DATA SEGMENT —

--- start ---

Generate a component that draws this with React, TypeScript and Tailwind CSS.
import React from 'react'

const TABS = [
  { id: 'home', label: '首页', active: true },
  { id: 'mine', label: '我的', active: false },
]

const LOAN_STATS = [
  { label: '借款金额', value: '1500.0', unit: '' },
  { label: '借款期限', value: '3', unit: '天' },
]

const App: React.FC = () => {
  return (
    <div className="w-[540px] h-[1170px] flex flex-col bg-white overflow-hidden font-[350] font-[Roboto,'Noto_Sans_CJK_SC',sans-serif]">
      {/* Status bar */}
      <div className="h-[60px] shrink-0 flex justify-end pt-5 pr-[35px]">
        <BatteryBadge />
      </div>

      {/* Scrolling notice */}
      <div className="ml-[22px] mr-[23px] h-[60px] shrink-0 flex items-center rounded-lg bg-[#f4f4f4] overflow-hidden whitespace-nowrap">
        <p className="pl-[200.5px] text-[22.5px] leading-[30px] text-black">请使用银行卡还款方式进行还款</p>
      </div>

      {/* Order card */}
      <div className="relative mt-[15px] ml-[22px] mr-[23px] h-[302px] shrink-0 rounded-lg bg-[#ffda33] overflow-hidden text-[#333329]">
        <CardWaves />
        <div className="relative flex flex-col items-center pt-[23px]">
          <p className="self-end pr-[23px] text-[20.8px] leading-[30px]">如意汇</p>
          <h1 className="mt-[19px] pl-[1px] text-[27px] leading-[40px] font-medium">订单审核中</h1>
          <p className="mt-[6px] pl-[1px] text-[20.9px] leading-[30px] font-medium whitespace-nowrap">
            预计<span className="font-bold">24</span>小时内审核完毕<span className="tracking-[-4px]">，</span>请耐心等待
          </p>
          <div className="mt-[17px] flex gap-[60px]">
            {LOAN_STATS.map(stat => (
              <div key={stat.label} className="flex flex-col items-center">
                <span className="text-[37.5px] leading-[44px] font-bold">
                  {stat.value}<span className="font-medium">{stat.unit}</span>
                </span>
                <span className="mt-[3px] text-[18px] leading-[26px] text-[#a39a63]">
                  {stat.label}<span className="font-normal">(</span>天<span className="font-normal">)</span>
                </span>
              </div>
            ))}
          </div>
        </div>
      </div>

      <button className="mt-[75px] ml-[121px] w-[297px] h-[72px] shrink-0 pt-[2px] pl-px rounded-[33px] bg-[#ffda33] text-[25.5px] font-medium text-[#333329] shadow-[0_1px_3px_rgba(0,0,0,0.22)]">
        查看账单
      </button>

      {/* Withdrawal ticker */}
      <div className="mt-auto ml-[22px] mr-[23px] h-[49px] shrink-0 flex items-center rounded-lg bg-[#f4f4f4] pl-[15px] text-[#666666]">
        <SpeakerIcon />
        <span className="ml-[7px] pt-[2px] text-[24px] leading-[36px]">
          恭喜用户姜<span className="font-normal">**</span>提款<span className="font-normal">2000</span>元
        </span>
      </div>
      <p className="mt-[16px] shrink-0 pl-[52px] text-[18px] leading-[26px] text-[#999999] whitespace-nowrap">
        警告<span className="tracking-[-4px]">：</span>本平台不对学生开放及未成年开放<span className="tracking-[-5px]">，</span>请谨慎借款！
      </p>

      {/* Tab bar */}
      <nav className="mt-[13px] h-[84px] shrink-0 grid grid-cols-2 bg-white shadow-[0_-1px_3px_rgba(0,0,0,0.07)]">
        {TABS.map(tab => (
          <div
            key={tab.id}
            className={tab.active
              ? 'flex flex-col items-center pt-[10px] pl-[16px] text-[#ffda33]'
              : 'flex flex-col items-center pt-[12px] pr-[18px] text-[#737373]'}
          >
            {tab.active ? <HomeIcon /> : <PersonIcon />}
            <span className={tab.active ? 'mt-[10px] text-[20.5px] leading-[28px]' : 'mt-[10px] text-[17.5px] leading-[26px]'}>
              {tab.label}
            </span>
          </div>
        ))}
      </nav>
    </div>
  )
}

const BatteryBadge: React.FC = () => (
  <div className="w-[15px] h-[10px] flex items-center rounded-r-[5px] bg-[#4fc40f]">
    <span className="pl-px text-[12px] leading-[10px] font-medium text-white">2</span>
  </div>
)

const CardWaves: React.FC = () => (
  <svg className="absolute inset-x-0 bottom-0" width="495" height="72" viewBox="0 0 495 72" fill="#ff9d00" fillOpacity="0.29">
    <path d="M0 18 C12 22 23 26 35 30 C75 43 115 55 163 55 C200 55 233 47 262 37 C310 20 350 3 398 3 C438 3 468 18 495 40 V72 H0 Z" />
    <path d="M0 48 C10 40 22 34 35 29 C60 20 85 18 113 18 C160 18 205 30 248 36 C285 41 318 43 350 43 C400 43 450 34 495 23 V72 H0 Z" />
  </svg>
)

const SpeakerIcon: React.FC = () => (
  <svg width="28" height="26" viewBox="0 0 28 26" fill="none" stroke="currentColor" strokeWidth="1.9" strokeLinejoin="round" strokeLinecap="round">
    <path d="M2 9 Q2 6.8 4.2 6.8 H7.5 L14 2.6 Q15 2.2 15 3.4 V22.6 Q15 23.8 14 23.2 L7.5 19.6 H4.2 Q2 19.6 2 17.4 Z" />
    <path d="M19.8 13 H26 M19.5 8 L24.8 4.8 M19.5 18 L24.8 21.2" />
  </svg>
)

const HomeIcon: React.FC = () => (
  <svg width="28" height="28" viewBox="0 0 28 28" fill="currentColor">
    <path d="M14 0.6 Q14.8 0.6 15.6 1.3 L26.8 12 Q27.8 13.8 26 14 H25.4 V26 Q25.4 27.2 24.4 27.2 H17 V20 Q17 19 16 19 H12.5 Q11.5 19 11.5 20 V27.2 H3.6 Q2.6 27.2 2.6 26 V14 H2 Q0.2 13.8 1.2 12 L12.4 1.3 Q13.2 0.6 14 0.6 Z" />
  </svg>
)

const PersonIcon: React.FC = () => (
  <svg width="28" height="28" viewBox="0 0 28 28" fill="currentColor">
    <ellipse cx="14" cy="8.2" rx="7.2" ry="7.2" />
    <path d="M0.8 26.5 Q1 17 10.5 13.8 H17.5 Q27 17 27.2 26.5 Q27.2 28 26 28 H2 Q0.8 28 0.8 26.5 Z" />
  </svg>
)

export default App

--- end ---

Your task is to transcribe the material exactly.

Generate a component that draws this with React, TypeScript and Tailwind CSS.
import React from 'react'

const TABS = [
  { id: 'home', label: '首页', active: true },
  { id: 'mine', label: '我的', active: false },
]

const LOAN_STATS = [
  { label: '借款金额', value: '1500.0', unit: '' },
  { label: '借款期限', value: '3', unit: '天' },
]

const App: React.FC = () => {
  return (
    <div className="w-[540px] h-[1170px] flex flex-col bg-white overflow-hidden font-[350] font-[Roboto,'Noto_Sans_CJK_SC',sans-serif]">
      {/* Status bar */}
      <div className="h-[60px] shrink-0 flex justify-end pt-5 pr-[35px]">
        <BatteryBadge />
      </div>

      {/* Scrolling notice */}
      <div className="ml-[22px] mr-[23px] h-[60px] shrink-0 flex items-center rounded-lg bg-[#f4f4f4] overflow-hidden whitespace-nowrap">
        <p className="pl-[200.5px] text-[22.5px] leading-[30px] text-black">请使用银行卡还款方式进行还款</p>
      </div>

      {/* Order card */}
      <div className="relative mt-[15px] ml-[22px] mr-[23px] h-[302px] shrink-0 rounded-lg bg-[#ffda33] overflow-hidden text-[#333329]">
        <CardWaves />
        <div className="relative flex flex-col items-center pt-[23px]">
          <p className="self-end pr-[23px] text-[20.8px] leading-[30px]">如意汇</p>
          <h1 className="mt-[19px] pl-[1px] text-[27px] leading-[40px] font-medium">订单审核中</h1>
          <p className="mt-[6px] pl-[1px] text-[20.9px] leading-[30px] font-medium whitespace-nowrap">
            预计<span className="font-bold">24</span>小时内审核完毕<span className="tracking-[-4px]">，</span>请耐心等待
          </p>
          <div className="mt-[17px] flex gap-[60px]">
            {LOAN_STATS.map(stat => (
              <div key={stat.label} className="flex flex-col items-center">
                <span className="text-[37.5px] leading-[44px] font-bold">
                  {stat.value}<span className="font-medium">{stat.unit}</span>
                </span>
                <span className="mt-[3px] text-[18px] leading-[26px] text-[#a39a63]">
                  {stat.label}<span className="font-normal">(</span>天<span className="font-normal">)</span>
                </span>
              </div>
            ))}
          </div>
        </div>
      </div>

      <button className="mt-[75px] ml-[121px] w-[297px] h-[72px] shrink-0 pt-[2px] pl-px rounded-[33px] bg-[#ffda33] text-[25.5px] font-medium text-[#333329] shadow-[0_1px_3px_rgba(0,0,0,0.22)]">
        查看账单
      </button>

      {/* Withdrawal ticker */}
      <div className="mt-auto ml-[22px] mr-[23px] h-[49px] shrink-0 flex items-center rounded-lg bg-[#f4f4f4] pl-[15px] text-[#666666]">
        <SpeakerIcon />
        <span className="ml-[7px] pt-[2px] text-[24px] leading-[36px]">
          恭喜用户姜<span className="font-normal">**</span>提款<span className="font-normal">2000</span>元
        </span>
      </div>
      <p className="mt-[16px] shrink-0 pl-[52px] text-[18px] leading-[26px] text-[#999999] whitespace-nowrap">
        警告<span className="tracking-[-4px]">：</span>本平台不对学生开放及未成年开放<span className="tracking-[-5px]">，</span>请谨慎借款！
      </p>

      {/* Tab bar */}
      <nav className="mt-[13px] h-[84px] shrink-0 grid grid-cols-2 bg-white shadow-[0_-1px_3px_rgba(0,0,0,0.07)]">
        {TABS.map(tab => (
          <div
            key={tab.id}
            className={tab.active
              ? 'flex flex-col items-center pt-[10px] pl-[16px] text-[#ffda33]'
              : 'flex flex-col items-center pt-[12px] pr-[18px] text-[#737373]'}
          >
            {tab.active ? <HomeIcon /> : <PersonIcon />}
            <span className={tab.active ? 'mt-[10px] text-[20.5px] leading-[28px]' : 'mt-[10px] text-[17.5px] leading-[26px]'}>
              {tab.label}
            </span>
          </div>
        ))}
      </nav>
    </div>
  )
}

const BatteryBadge: React.FC = () => (
  <div className="w-[15px] h-[10px] flex items-center rounded-r-[5px] bg-[#4fc40f]">
    <span className="pl-px text-[12px] leading-[10px] font-medium text-white">2</span>
  </div>
)

const CardWaves: React.FC = () => (
  <svg className="absolute inset-x-0 bottom-0" width="495" height="72" viewBox="0 0 495 72" fill="#ff9d00" fillOpacity="0.29">
    <path d="M0 18 C12 22 23 26 35 30 C75 43 115 55 163 55 C200 55 233 47 262 37 C310 20 350 3 398 3 C438 3 468 18 495 40 V72 H0 Z" />
    <path d="M0 48 C10 40 22 34 35 29 C60 20 85 18 113 18 C160 18 205 30 248 36 C285 41 318 43 350 43 C400 43 450 34 495 23 V72 H0 Z" />
  </svg>
)

const SpeakerIcon: React.FC = () => (
  <svg width="28" height="26" viewBox="0 0 28 26" fill="none" stroke="currentColor" strokeWidth="1.9" strokeLinejoin="round" strokeLinecap="round">
    <path d="M2 9 Q2 6.8 4.2 6.8 H7.5 L14 2.6 Q15 2.2 15 3.4 V22.6 Q15 23.8 14 23.2 L7.5 19.6 H4.2 Q2 19.6 2 17.4 Z" />
    <path d="M19.8 13 H26 M19.5 8 L24.8 4.8 M19.5 18 L24.8 21.2" />
  </svg>
)

const HomeIcon: React.FC = () => (
  <svg width="28" height="28" viewBox="0 0 28 28" fill="currentColor">
    <path d="M14 0.6 Q14.8 0.6 15.6 1.3 L26.8 12 Q27.8 13.8 26 14 H25.4 V26 Q25.4 27.2 24.4 27.2 H17 V20 Q17 19 16 19 H12.5 Q11.5 19 11.5 20 V27.2 H3.6 Q2.6 27.2 2.6 26 V14 H2 Q0.2 13.8 1.2 12 L12.4 1.3 Q13.2 0.6 14 0.6 Z" />
  </svg>
)

const PersonIcon: React.FC = () => (
  <svg width="28" height="28" viewBox="0 0 28 28" fill="currentColor">
    <ellipse cx="14" cy="8.2" rx="7.2" ry="7.2" />
    <path d="M0.8 26.5 Q1 17 10.5 13.8 H17.5 Q27 17 27.2 26.5 Q27.2 28 26 28 H2 Q0.8 28 0.8 26.5 Z" />
  </svg>
)

export default App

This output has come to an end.